--- What to do ---
Would you transcribe the listing that follows, character for character, and omit its images?

»»

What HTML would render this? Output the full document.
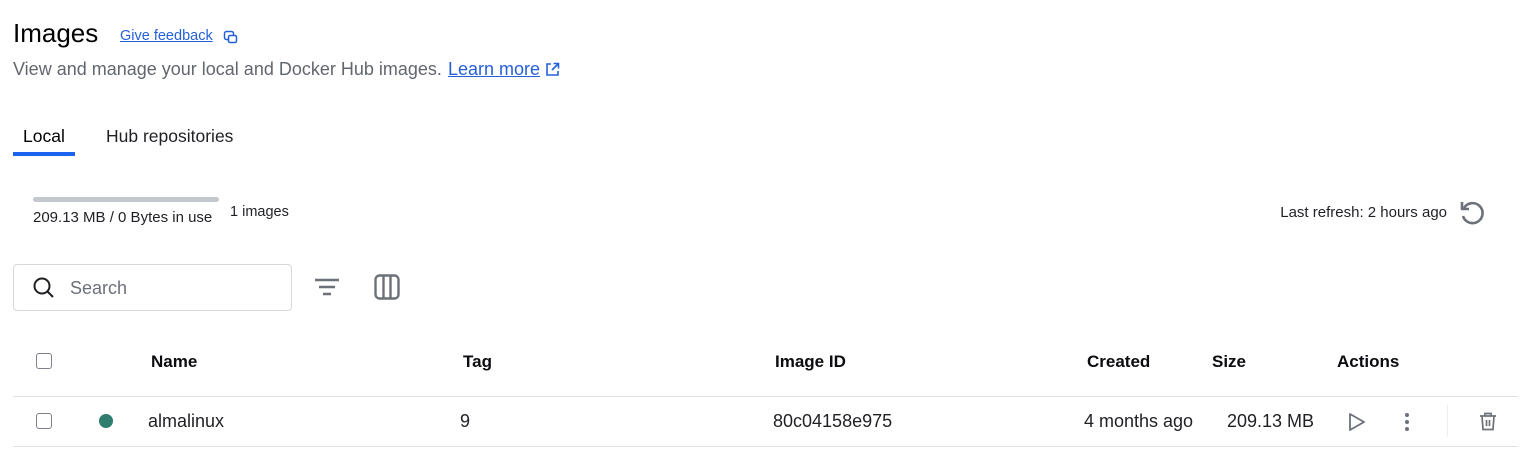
<!DOCTYPE html>
<html><head><meta charset="utf-8"><style>
*{margin:0;padding:0;box-sizing:border-box}
body{width:1540px;height:470px;background:#fff;font-family:"Liberation Sans",Arial,sans-serif;color:#000;position:relative;overflow:hidden}
.a{position:absolute;white-space:nowrap;line-height:1}
.h{font-size:17px;font-weight:bold;color:#0b0b10}
.c{font-size:18px;color:#1f2024}
.cb{position:absolute;width:16px;height:16px;border:1.5px solid #7d828a;border-radius:3px}
</style></head><body>
<div class="a" style="left:13px;top:20px;font-size:26px;color:#000">Images</div>
<div class="a" style="left:120px;top:29px;font-size:14.5px;color:#2560d8;text-decoration:underline">Give feedback</div>
<svg class="a" style="left:223px;top:30px" width="15" height="15" viewBox="0 0 15 15" fill="none" stroke="#2560d8" stroke-width="1.5"><rect x="1.5" y="1.5" width="9" height="8" rx="2"/><rect x="5.5" y="5.5" width="8" height="7" rx="1.5" fill="#fff"/></svg>
<div class="a" style="left:13px;top:60px;font-size:18px;color:#62666d">View and manage your local and Docker Hub images.</div>
<div class="a" style="left:448px;top:60px;font-size:18px;color:#2560d8;text-decoration:underline">Learn more</div>
<svg class="a" style="left:544px;top:61px" width="17" height="17" viewBox="0 0 17 17" fill="none" stroke="#2560d8" stroke-width="1.6"><path d="M7 3H3v11h11v-4M9.5 2.5h5v5M14.5 2.5L8 9"/></svg>
<div class="a" style="left:23px;top:128px;font-size:17.5px;color:#000;font-weight:500">Local</div>
<div style="position:absolute;left:13px;top:152px;width:62px;height:4px;background:#1d63ed"></div>
<div class="a" style="left:106px;top:128px;font-size:17.5px;color:#1f2024">Hub repositories</div>
<div style="position:absolute;left:33px;top:197px;width:186px;height:5px;background:#c4c8ce;border-radius:3px"></div>
<div class="a" style="left:33px;top:210px;font-size:15px;color:#1f2024">209.13 MB / 0 Bytes in use</div>
<div class="a" style="left:230px;top:205px;font-size:14.5px;color:#1f2024">1 images</div>
<div class="a" style="right:93px;top:205px;font-size:15px;color:#1f2024">Last refresh: 2 hours ago</div>
<svg class="a" style="left:1458px;top:199px" width="28" height="28" viewBox="0 0 28 28" fill="none" stroke="#6c7079" stroke-width="2.6"><path d="M6 9A10 10 0 1 1 5 17"/><path d="M4 3v7h7" stroke-linejoin="round"/></svg>
<div style="position:absolute;left:13px;top:264px;width:279px;height:47px;border:1px solid #d5d8dc;border-radius:4px"></div>
<svg class="a" style="left:32px;top:276px" width="24" height="24" viewBox="0 0 24 24" fill="none" stroke="#1f2024" stroke-width="2"><circle cx="10" cy="10" r="7.5"/><path d="M15.5 15.5L21 21"/></svg>
<div class="a" style="left:70px;top:279px;font-size:18px;color:#6c7079">Search</div>
<svg class="a" style="left:314px;top:276px" width="26" height="22" viewBox="0 0 26 22" stroke="#6c7079" stroke-width="2.4"><path d="M1 4h24M5 11h16M9 18h8"/></svg>
<svg class="a" style="left:374px;top:274px" width="26" height="26" viewBox="0 0 26 26" fill="none" stroke="#6c7079" stroke-width="2.4"><rect x="1.5" y="1.5" width="23" height="23" rx="4"/><path d="M9.5 2v22M16.5 2v22"/></svg>
<div class="cb" style="left:36px;top:353px"></div>
<div class="a h" style="left:151px;top:353px">Name</div>
<div class="a h" style="left:463px;top:353px">Tag</div>
<div class="a h" style="left:775px;top:353px">Image ID</div>
<div class="a h" style="left:1087px;top:353px">Created</div>
<div class="a h" style="left:1212px;top:353px">Size</div>
<div class="a h" style="left:1337px;top:353px">Actions</div>
<div style="position:absolute;left:13px;top:396px;width:1505px;height:1px;background:#dfe1e4"></div>
<div class="cb" style="left:36px;top:413px"></div>
<div style="position:absolute;left:99px;top:414px;width:14px;height:14px;border-radius:50%;background:#2e7d6e"></div>
<div class="a c" style="left:148px;top:412px">almalinux</div>
<div class="a c" style="left:460px;top:412px">9</div>
<div class="a c" style="left:773px;top:412px">80c04158e975</div>
<div class="a c" style="left:1084px;top:412px">4 months ago</div>
<div class="a c" style="left:1227px;top:412px">209.13 MB</div>
<svg class="a" style="left:1348px;top:412px" width="18" height="20" viewBox="0 0 18 20" fill="none" stroke="#6c7079" stroke-width="1.8" stroke-linejoin="round"><path d="M2 2l14 8-14 8z"/></svg>
<svg class="a" style="left:1403px;top:412px" width="8" height="20" viewBox="0 0 8 20" fill="#6c7079"><circle cx="4" cy="3" r="2"/><circle cx="4" cy="10" r="2"/><circle cx="4" cy="17" r="2"/></svg>
<div style="position:absolute;left:1447px;top:405px;width:1px;height:32px;background:#eceef0"></div>
<svg class="a" style="left:1479px;top:412px" width="18" height="19" viewBox="0 0 18 19" fill="none" stroke="#6c7079" stroke-width="1.7"><path d="M1 4h16M6 4V1.5h6V4M3 4l1 13.5h10L15 4M7.5 8v6M10.5 8v6"/></svg>
<div style="position:absolute;left:13px;top:446px;width:1505px;height:1px;background:#dfe1e4"></div>
</body></html>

««

--- Task result ---
What HTML would render this? Output the full document.
<!DOCTYPE html>
<html><head><meta charset="utf-8"><style>
*{margin:0;padding:0;box-sizing:border-box}
body{width:1540px;height:470px;background:#fff;font-family:"Liberation Sans",Arial,sans-serif;color:#000;position:relative;overflow:hidden}
.a{position:absolute;white-space:nowrap;line-height:1}
.h{font-size:17px;font-weight:bold;color:#0b0b10}
.c{font-size:18px;color:#1f2024}
.cb{position:absolute;width:16px;height:16px;border:1.5px solid #7d828a;border-radius:3px}
</style></head><body>
<div class="a" style="left:13px;top:20px;font-size:26px;color:#000">Images</div>
<div class="a" style="left:120px;top:29px;font-size:14.5px;color:#2560d8;text-decoration:underline">Give feedback</div>
<svg class="a" style="left:223px;top:30px" width="15" height="15" viewBox="0 0 15 15" fill="none" stroke="#2560d8" stroke-width="1.5"><rect x="1.5" y="1.5" width="9" height="8" rx="2"/><rect x="5.5" y="5.5" width="8" height="7" rx="1.5" fill="#fff"/></svg>
<div class="a" style="left:13px;top:60px;font-size:18px;color:#62666d">View and manage your local and Docker Hub images.</div>
<div class="a" style="left:448px;top:60px;font-size:18px;color:#2560d8;text-decoration:underline">Learn more</div>
<svg class="a" style="left:544px;top:61px" width="17" height="17" viewBox="0 0 17 17" fill="none" stroke="#2560d8" stroke-width="1.6"><path d="M7 3H3v11h11v-4M9.5 2.5h5v5M14.5 2.5L8 9"/></svg>
<div class="a" style="left:23px;top:128px;font-size:17.5px;color:#000;font-weight:500">Local</div>
<div style="position:absolute;left:13px;top:152px;width:62px;height:4px;background:#1d63ed"></div>
<div class="a" style="left:106px;top:128px;font-size:17.5px;color:#1f2024">Hub repositories</div>
<div style="position:absolute;left:33px;top:197px;width:186px;height:5px;background:#c4c8ce;border-radius:3px"></div>
<div class="a" style="left:33px;top:210px;font-size:15px;color:#1f2024">209.13 MB / 0 Bytes in use</div>
<div class="a" style="left:230px;top:205px;font-size:14.5px;color:#1f2024">1 images</div>
<div class="a" style="right:93px;top:205px;font-size:15px;color:#1f2024">Last refresh: 2 hours ago</div>
<svg class="a" style="left:1458px;top:199px" width="28" height="28" viewBox="0 0 28 28" fill="none" stroke="#6c7079" stroke-width="2.6"><path d="M6 9A10 10 0 1 1 5 17"/><path d="M4 3v7h7" stroke-linejoin="round"/></svg>
<div style="position:absolute;left:13px;top:264px;width:279px;height:47px;border:1px solid #d5d8dc;border-radius:4px"></div>
<svg class="a" style="left:32px;top:276px" width="24" height="24" viewBox="0 0 24 24" fill="none" stroke="#1f2024" stroke-width="2"><circle cx="10" cy="10" r="7.5"/><path d="M15.5 15.5L21 21"/></svg>
<div class="a" style="left:70px;top:279px;font-size:18px;color:#6c7079">Search</div>
<svg class="a" style="left:314px;top:276px" width="26" height="22" viewBox="0 0 26 22" stroke="#6c7079" stroke-width="2.4"><path d="M1 4h24M5 11h16M9 18h8"/></svg>
<svg class="a" style="left:374px;top:274px" width="26" height="26" viewBox="0 0 26 26" fill="none" stroke="#6c7079" stroke-width="2.4"><rect x="1.5" y="1.5" width="23" height="23" rx="4"/><path d="M9.5 2v22M16.5 2v22"/></svg>
<div class="cb" style="left:36px;top:353px"></div>
<div class="a h" style="left:151px;top:353px">Name</div>
<div class="a h" style="left:463px;top:353px">Tag</div>
<div class="a h" style="left:775px;top:353px">Image ID</div>
<div class="a h" style="left:1087px;top:353px">Created</div>
<div class="a h" style="left:1212px;top:353px">Size</div>
<div class="a h" style="left:1337px;top:353px">Actions</div>
<div style="position:absolute;left:13px;top:396px;width:1505px;height:1px;background:#dfe1e4"></div>
<div class="cb" style="left:36px;top:413px"></div>
<div style="position:absolute;left:99px;top:414px;width:14px;height:14px;border-radius:50%;background:#2e7d6e"></div>
<div class="a c" style="left:148px;top:412px">almalinux</div>
<div class="a c" style="left:460px;top:412px">9</div>
<div class="a c" style="left:773px;top:412px">80c04158e975</div>
<div class="a c" style="left:1084px;top:412px">4 months ago</div>
<div class="a c" style="left:1227px;top:412px">209.13 MB</div>
<svg class="a" style="left:1348px;top:412px" width="18" height="20" viewBox="0 0 18 20" fill="none" stroke="#6c7079" stroke-width="1.8" stroke-linejoin="round"><path d="M2 2l14 8-14 8z"/></svg>
<svg class="a" style="left:1403px;top:412px" width="8" height="20" viewBox="0 0 8 20" fill="#6c7079"><circle cx="4" cy="3" r="2"/><circle cx="4" cy="10" r="2"/><circle cx="4" cy="17" r="2"/></svg>
<div style="position:absolute;left:1447px;top:405px;width:1px;height:32px;background:#eceef0"></div>
<svg class="a" style="left:1479px;top:412px" width="18" height="19" viewBox="0 0 18 19" fill="none" stroke="#6c7079" stroke-width="1.7"><path d="M1 4h16M6 4V1.5h6V4M3 4l1 13.5h10L15 4M7.5 8v6M10.5 8v6"/></svg>
<div style="position:absolute;left:13px;top:446px;width:1505px;height:1px;background:#dfe1e4"></div>
</body></html>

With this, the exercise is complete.